Creative leaders draw the best thinking out of the individual team members before calling a general brainstorming session.
This is the assertion in Chapter 1 of Tom Harper’s book, Leading from the Lion’s Den. In his book he presents leadership lessons from every book of the Bible. Consider this one from Genesis:
“In the beginning God created the heavens and the earth.” – Gen 1:1
Many organizations today foster creative teamwork through collaborative instant messaging, chat windows, discussion boards, and project groups. My company uses a myriad of technology tools as well as recently construction an entire corporate campus to foster collaboration.
Though today’s online cooperation might appear to be a new kind of brainstorming, it is actually based on a tried and true model of creativity. The old standard concept is simple: the best creative thinking is done when individuals have a chance to think before they collaborate.
Not everyone thinks well in groups. The rapid-fire atmosphere of some brainstorming methodologies can be very disconcerting to some otherwise highly creative members of your team.
Personally, I love that atmosphere. I like the rough and tumble and exchange of ideas. I am happy to put up a “straw man” idea. However, introverts like some pf the folks that I work with need time to cogitate and organize their thoughts before verbalizing them in a public setting.
The original act of divine creativity is found in the Old Testament book of Genesis in the Bible. It was wrought by one mind. God didn’t wait to ask us what we thought or wanted. His vision was clear. He knew what He wanted when He created man.
Later in human history, we had our chance to invent and originate. But not until the Lord had completed his creative work in speaking the world into existence.
Can we consider this to be our model for creativity, too?
We can certainly infer from God’s method of creativity that teams shouldn’t necessarily be preferred over individuals.
The problem with large group brainstorming sessions, according to some social researchers, is that for all of that combined creativity, they rarely enhance the quality of ideas.

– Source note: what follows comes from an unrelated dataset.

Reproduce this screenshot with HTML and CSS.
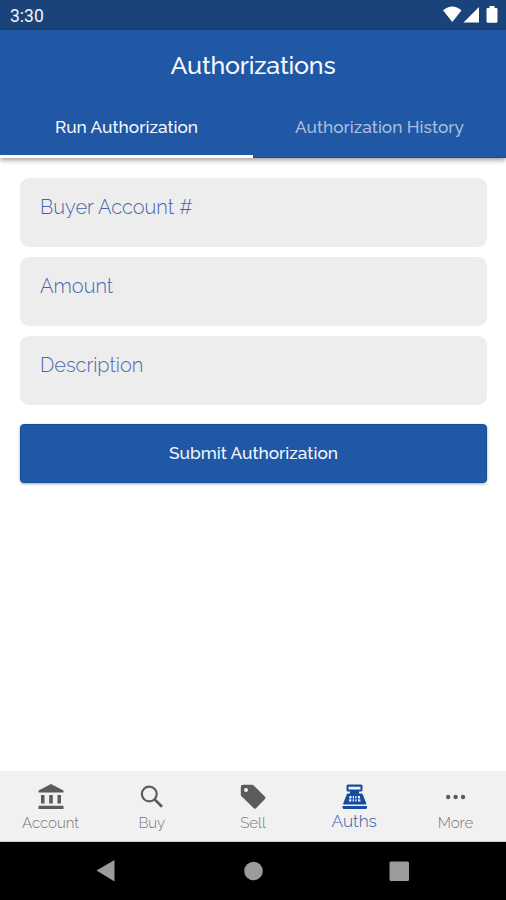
FILE: index.html
```html
<!DOCTYPE html>
<html lang="en">
<head>
<meta charset="utf-8">
<meta name="viewport" content="width=device-width, initial-scale=1">
<title>Authorizations</title>
<link rel="stylesheet" href="styles.css">
</head>
<body>
<div class="app">
  <div class="status">
    <span class="clock">3:30</span>
    <svg class="status-icons" width="56" height="18" viewBox="0 0 56 18" fill="#fff">
      <path d="M0 4.300Q9.300-3.300 18.600 4.300L9.300 16Z"/>
      <path d="M20.500 16.500 36 1V16.500Z"/>
      <path d="M46.500 0h5v2h2q1 0 1 1v12.500q0 1.300-1.300 1.300h-8.400q-1.300 0-1.300-1.300V3q0-1 1-1h2Z"/>
    </svg>
  </div>
  <header class="header">
    <h1 class="title">Authorizations</h1>
    <nav class="tabs">
      <a class="tab tab-active">Run Authorization</a>
      <a class="tab">Authorization History</a>
    </nav>
  </header>
  <main class="form">
    <div class="field">Buyer Account #</div>
    <div class="field">Amount</div>
    <div class="field">Description</div>
    <button class="submit">Submit Authorization</button>
  </main>
  <nav class="bottom">
    <a class="item">
      <svg width="28" height="28" viewBox="0 0 28 28" fill="#5c5c5c"><path d="M1.500 7.500 14 1l12.500 6.500V9.500h-25ZM4 12h3.500v8.500H4Zm8.200 0h3.600v8.500h-3.600Zm8.300 0H24v8.500h-3.500ZM1.500 22.800h25V26h-25Z"/></svg>
      <span>Account</span>
    </a>
    <a class="item">
      <svg width="28" height="28" viewBox="0 0 28 28" fill="none" stroke="#5c5c5c"><circle cx="11.300" cy="11" r="7.400" stroke-width="2.200"/><path d="m16.500 16.300 7.500 7.500" stroke-width="2.700"/></svg>
      <span>Buy</span>
    </a>
    <a class="item">
      <svg width="28" height="28" viewBox="0 0 28 28" fill="#5c5c5c" fill-rule="evenodd"><path d="M4 1.800h9q1 0 1.700.7L26 13.700q1.100 1.100 0 2.200L17 25.200q-1.100 1-2.200 0L2.500 13.200q-.7-.7-.7-1.700V4Q1.800 1.800 4 1.800ZM7 5A2 2 0 1 0 7 9 2 2 0 1 0 7 5Z"/></svg>
      <span>Sell</span>
    </a>
    <a class="item item-active">
      <svg width="28" height="28" viewBox="0 0 28 28" fill="#164ca0" fill-rule="evenodd"><path d="M8 1.500h13q1.500 0 1.500 1.500v4q0 1.500-1.500 1.500h-2V10.500h2.500q1 0 1.300 1l3.500 9q.3 1-.8 1H4q-1.100 0-.8-1l3.500-9q.3-1 1.300-1h2v-2H8Q6.500 8.500 6.500 7V3Q6.500 1.500 8 1.500ZM8.500 3.700v2.800h12V3.700ZM9.500 13l-.7 5.500h2.500l.3-5.500Zm3.300 0-.2 5.500h1.400V13Zm2.400 0v5.500h1.400l-.2-5.500Zm2.600 0 .3 5.500h2.500l-.7-5.500ZM2.500 23h24.500v1.500q0 1.500-1.500 1.500H4q-1.500 0-1.500-1.500Z"/><path d="M8.500 15.400h12.500v.9H8.500Z"/></svg>
      <span>Auths</span>
    </a>
    <a class="item">
      <svg width="28" height="28" viewBox="0 0 28 28" fill="#5c5c5c"><circle cx="7.200" cy="14" r="2.200"/><circle cx="14.600" cy="14" r="2.200"/><circle cx="22" cy="14" r="2.200"/></svg>
      <span>More</span>
    </a>
  </nav>
  <div class="system">
    <svg width="506" height="57" viewBox="0 0 506 57" fill="#9b9b9b"><path d="M96.500 28.500 114.500 18v21.500Z"/><circle cx="253.500" cy="29" r="9.300"/><rect x="389.500" y="19.500" width="19.500" height="19.500" rx="1.500"/></svg>
  </div>
</div>
</body>
</html>
```
FILE: styles.css
```css
* { box-sizing: border-box; }
body { margin: 0; background: #fff; font-family: Raleway, Lato, sans-serif; }
.app { width: 506px; height: 900px; display: flex; flex-direction: column; overflow: hidden; white-space: nowrap; }
.status { height: 30px; flex: none; background: #1a4379; display: flex; justify-content: space-between; padding: 6px 7px 0 10px; color: #f1f4ff; }
.clock { font: 400 17.500px/20px Roboto, sans-serif; }
.header { height: 128px; flex: none; background: #2058a5; color: #f4f7ff; box-shadow: 0 2px 5px rgba(0,0,0,.4); }
.title { margin: 0; height: 70px; text-align: center; font-size: 25px; line-height: 70px; font-weight: 500; letter-spacing: -.2px; }
.tabs { display: flex; height: 58px; }
.tab { flex: 1; text-align: center; font-size: 17.300px; line-height: 55px; font-weight: 500; color: #a9bee0; border-bottom: 1px solid #164b98; }
.tab-active { color: #f4f7ff; border-bottom: 3px solid #fff; }
.form { flex: 1; display: flex; flex-direction: column; gap: 10px; padding: 20px 19px 0 20px; }
.field { height: 69px; background: #ededed; border-radius: 9px; padding: 17px 20px; color: #4966ad; font-size: 20px; line-height: 24px; font-weight: 300; }
.submit { height: 59px; margin-top: 9px; padding: 0 0 1px; border: 1px solid #164f9f; border-radius: 4px; background: #2058a5; color: #f4f7ff; font-family: inherit; font-size: 17.300px; line-height: 24px; font-weight: 500; box-shadow: 0 1px 3px rgba(0,0,0,.35); }
.bottom { height: 71px; flex: none; background: #f1f1f1; border-bottom: 1px solid #ccc; display: flex; }
.item { flex: 1; display: flex; flex-direction: column; align-items: center; padding-top: 12px; font-size: 15px; line-height: 24px; font-weight: 300; color: #777; }
.item svg { display: block; flex: none; }
.item-active { color: #365eac; font-size: 17.300px; line-height: 21px; }
.system { height: 58px; flex: none; background: #000; }
.system svg { display: block; }
```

Consider these potential reasons:
- Fear of our peers and their evaluation of our ideas.
- Concentrating on other ideas can cause us to forget our own ideas before we get a chance to offer them.

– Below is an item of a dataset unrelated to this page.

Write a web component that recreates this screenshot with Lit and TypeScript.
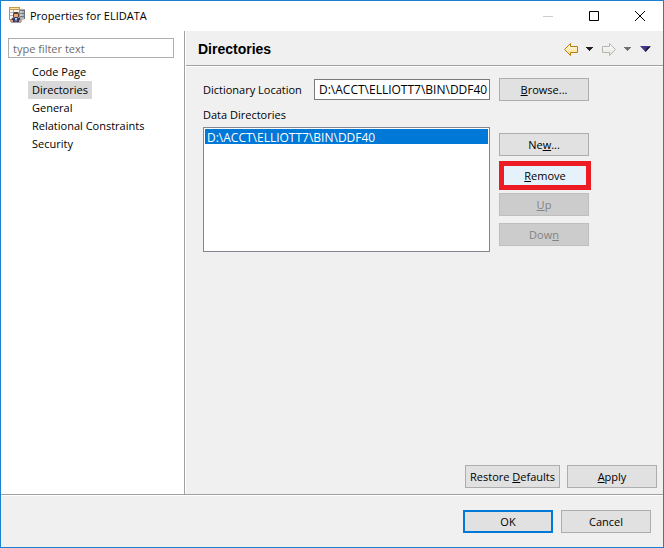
import { LitElement, html, css, svg } from "lit";
import { customElement, state } from "lit/decorators.js";
import { classMap } from "lit/directives/class-map.js";

const pages = ["Code Page", "Directories", "General", "Relational Constraints", "Security"];
const directory = "D:\\ACCT\\ELLIOTT7\\BIN\\DDF40";

const appIcon = html`<svg class="app-icon" width="16" height="16" viewBox="0 0 16 16" aria-hidden="true">
  <path d="M10 2.500Q13 1 16 2.500V12Q13 14 10 12z" fill="#b4b6b8" />
  <path d="M10 3Q13 4.500 16 3M10 6Q13 7.500 16 6M10 9Q13 10.500 16 9M15.500 3v9" fill="none" stroke="#6c6f73" />
  <path d="M11 5h2M11 8h2" stroke="#eceded" />
  <path d="M0 0h11v13H0z" fill="#96928c" />
  <path d="M1 3h9v9H1z" fill="#f5f4f2" />
  <path d="M0 0h11v3H0z" fill="#c79a4a" />
  <path d="M1 1h9v1H1z" fill="#ffe0a0" />
  <path d="M1 5.500h9M1 8.500h9M4.500 3v8" stroke="#b5b2ae" />
  <path d="M4 7l1-2h4l1 2v3H4z" fill="#5b4036" />
  <path d="M5 7h4v3l-2 1-2-1z" fill="#e9a678" />
  <path d="M2 15.500l1-4.500 3-1h2l3 1 1 4.500z" fill="#343a66" />
  <path d="M6 11h2l-1 4z" fill="#f1eef0" />
  <path d="M1 13h3v2H1zM10 13h3v2h-3z" fill="#d99b75" />
</svg>`;

const arrow = "M.5 6.500L6.500.5V3.500H13.500V9.500H6.500V12.500z";

@customElement("app-root")
export class AppRoot extends LitElement {
  @state() private page = "Directories";

  static styles = css`
    :host {
      display: block;
      font: 11px/18px "Open Sans", "Noto Sans", sans-serif;
      color: #000;
    }
    * { box-sizing: border-box; }
    button, input, select { font: inherit; color: inherit; margin: 0; border-radius: 0; }
    button { padding: 0; }
    svg { display: block; }
    u { text-decoration-skip-ink: none; text-underline-offset: 1px; }
    .window {
      display: flex;
      flex-direction: column;
      min-height: 100vh;
      border: 1px solid #1a80d2;
      background: #f0f0f0;
    }
    .titlebar { display: flex; height: 30px; background: #fff; }
    .app-icon { margin: 6px 5px 0 8px; flex: none; }
    .title { flex: 1; margin: 0; font-size: 11px; font-weight: 400; line-height: 30px; white-space: nowrap; }
    .caption {
      width: 46px;
      border: 0;
      background: none;
      display: grid;
      place-items: center;
    }
    .body { flex: 1; display: flex; }
    .sidebar { width: 184px; flex: none; background: #fff; border-right: 1px solid #a0a0a0; padding: 7px 10px 0 7px; }
    .filter { display: block; width: 100%; height: 20px; border: 1px solid #abadb3; padding: 0 4px; background: #fff; }
    .filter::placeholder { color: #6d6d6d; opacity: 1; }
    .tree { list-style: none; margin: 5px 0 0; padding: 0 0 0 20px; }
    .node { display: block; border: 0; background: none; height: 18px; padding: 0 4px; white-space: nowrap; }
    .node.current { background: #d9d9d9; }
    .main { flex: 1; min-width: 0; display: flex; flex-direction: column; border-left: 1px solid #fff; }
    .header {
      display: flex;
      align-items: center;
      height: 35px;
      border-bottom: 1px solid #a0a0a0;
      box-shadow: 0 1px #fff;
      padding: 2px 12px 0 12px;
    }
    .heading { flex: 1; margin: 0; font: bold 14px/18px "Liberation Sans", sans-serif; }
    .tools { display: flex; align-items: center; gap: 9px; }
    .pair { display: flex; align-items: center; gap: 8px; }
    .tool { border: 0; background: none; }
    .form { display: flex; flex-direction: column; margin: 12px 72px 0 17px; }
    .row { display: flex; align-items: center; gap: 8px; height: 23px; }
    .row label { min-width: 103px; }
    .location {
      flex: 1;
      min-width: 0;
      height: 21px;
      padding: 0 0 0 4px;
      border: 1px solid #7a7a7a;
      background: #fff;
      font-size: 12px;
    }
    .push {
      min-width: 90px;
      height: 23px;
      border: 1px solid #adadad;
      background: #e1e1e1;
      text-align: center;
      line-height: 20px;
      white-space: nowrap;
    }
    .push:disabled { background: #ccc; border-color: #bfbfbf; color: #838383; }
    .browse { margin: 0 2px 0 1px; }
    .list-label { margin: 5px 0 3px; }
    .columns { display: flex; gap: 9px; }
    .list {
      flex: 1;
      min-width: 0;
      height: 125px;
      border: 1px solid #828790;
      padding: 1px;
      background: #fff;
      font-size: 12px;
      overflow: hidden;
      outline: 0;
    }
    .list option { height: 15px; min-height: 15px; line-height: 14px; padding: 0 2px; }
    .list option:checked {
      color: #fff;
      -webkit-text-fill-color: #fff;
      background: #0078d7 linear-gradient(#0078d7, #0078d7);
    }
    .actions { display: flex; flex-direction: column; align-items: flex-start; width: 92px; padding-top: 6px; gap: 7px; }
    .remove { width: 92px; height: 29px; margin: -2px 0 -4px; border: 5px solid #ed1c24; background: #e5f1fb; line-height: 18px; }
    .page-actions { display: flex; justify-content: flex-end; gap: 7px; margin-top: auto; padding: 12px 6px 6px; }
    .restore { width: 95px; }
    .footer {
      display: flex;
      justify-content: flex-end;
      gap: 8px;
      border-top: 1px solid #a0a0a0;
      box-shadow: inset 0 1px #fff;
      padding: 15px 12px 14px;
    }
    .ok { border: 2px solid #0078d7; }
  `;

  private drop(color: string) {
    return html`<svg width="7" height="4" viewBox="0 0 7 4" shape-rendering="crispEdges" aria-hidden="true">
      <path d="M0 0h7v1H6v1H5v1H4v1H3V3H2V2H1V1H0z" fill=${color} />
    </svg>`;
  }

  private arrowIcon(back: boolean) {
    const id = back ? "back" : "forward";
    return html`<svg width="14" height="13" viewBox="0 0 14 13" aria-hidden="true">
      <defs>${svg`<linearGradient id=${id} x1="0" y1="0" x2="0" y2="1">
        <stop offset="0" stop-color=${back ? "#fffdf0" : "#ffffff"} />
        <stop offset="1" stop-color=${back ? "#fbdc80" : "#e2e2dc"} />
      </linearGradient>`}</defs>
      <path d=${arrow} transform=${back ? "" : "translate(14 0) scale(-1 1)"}
        fill="url(#${id})" stroke=${back ? "#b87c10" : "#b4b4b0"} />
    </svg>`;
  }

  render() {
    return html`
      <div class="window">
        <header class="titlebar">
          ${appIcon}
          <h1 class="title">Properties for ELIDATA</h1>
          <button class="caption" aria-label="Minimize" disabled>
            <svg width="10" height="10" viewBox="0 0 10 10"><path d="M0 5h10v1H0z" fill="#ccc" /></svg>
          </button>
          <button class="caption" aria-label="Maximize">
            <svg width="10" height="10" viewBox="0 0 10 10"><path d="M.5.5h9v9h-9z" fill="none" stroke="#000" /></svg>
          </button>
          <button class="caption" aria-label="Close">
            <svg width="10" height="10" viewBox="0 0 10 10"><path d="M0 0l10 10M10 0L0 10" stroke="#000" /></svg>
          </button>
        </header>
        <div class="body">
          <nav class="sidebar" aria-label="Property pages">
            <input class="filter" type="text" placeholder="type filter text" aria-label="Filter" />
            <ul class="tree">
              ${pages.map(
                (name) => html`<li>
                  <button class=${classMap({ node: true, current: name === this.page })}
                    @click=${() => (this.page = name)}>${name}</button>
                </li>`
              )}
            </ul>
          </nav>
          <main class="main">
            <div class="header">
              <h2 class="heading">Directories</h2>
              <div class="tools">
                <div class="pair">
                  <button class="tool" aria-label="Back">${this.arrowIcon(true)}</button>
                  <button class="tool" aria-label="Back history">${this.drop("#202020")}</button>
                </div>
                <div class="pair">
                  <button class="tool" aria-label="Forward" disabled>${this.arrowIcon(false)}</button>
                  <button class="tool" aria-label="Forward history" disabled>${this.drop("#707070")}</button>
                </div>
                <button class="tool" aria-label="Menu">
                  <svg width="11" height="6" viewBox="0 0 11 6" aria-hidden="true">
                    <path d="M0 0h11L5.500 6z" fill="#3f3787" />
                    <path d="M8 1h2L5.500 6V4z" fill="#17171c" />
                  </svg>
                </button>
              </div>
            </div>
            <div class="form">
              <div class="row">
                <label for="location">Dictionary Location</label>
                <input class="location" id="location" type="text" .value=${directory} />
                <button class="push browse"><u>B</u>rowse...</button>
              </div>
              <label class="list-label" for="directories">Data Directories</label>
              <div class="columns">
                <select class="list" id="directories" size="7">
                  <option selected>${directory}</option>
                </select>
                <div class="actions">
                  <button class="push">Ne<u>w</u>...</button>
                  <button class="push remove"><u>R</u>emove</button>
                  <button class="push" disabled><u>U</u>p</button>
                  <button class="push" disabled>Dow<u>n</u></button>
                </div>
              </div>
            </div>
            <div class="page-actions">
              <button class="push restore">Restore <u>D</u>efaults</button>
              <button class="push"><u>A</u>pply</button>
            </div>
          </main>
        </div>
        <footer class="footer">
          <button class="push ok">OK</button>
          <button class="push">Cancel</button>
        </footer>
      </div>
    `;
  }
}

- Going silent because we can’t compete with the bolder group members.
What can we do to be a more creative leader?
One solution to these issues is to collect everyone’s thoughts before the meeting. Give them advance notice that there will be a meeting to resolve and issue and give them time to think without distractions, anxiety, or time constraints. The leader then collects the ideas and distributes an “anonymous” list to the group. Then the team comes together to expand, refine, combine improve upon the submitted ideas. The team can then prioritize the ideas according to cost, schedule, ease of execution or any other metric.
When you need a creative solution, remember the Genesis model. First analyze the issues without the noise of group brainstorming and the influence of the stronger over the weaker. If you do, you will then be able to lead your team through the creative process at peak performance levels and with maximum creative output.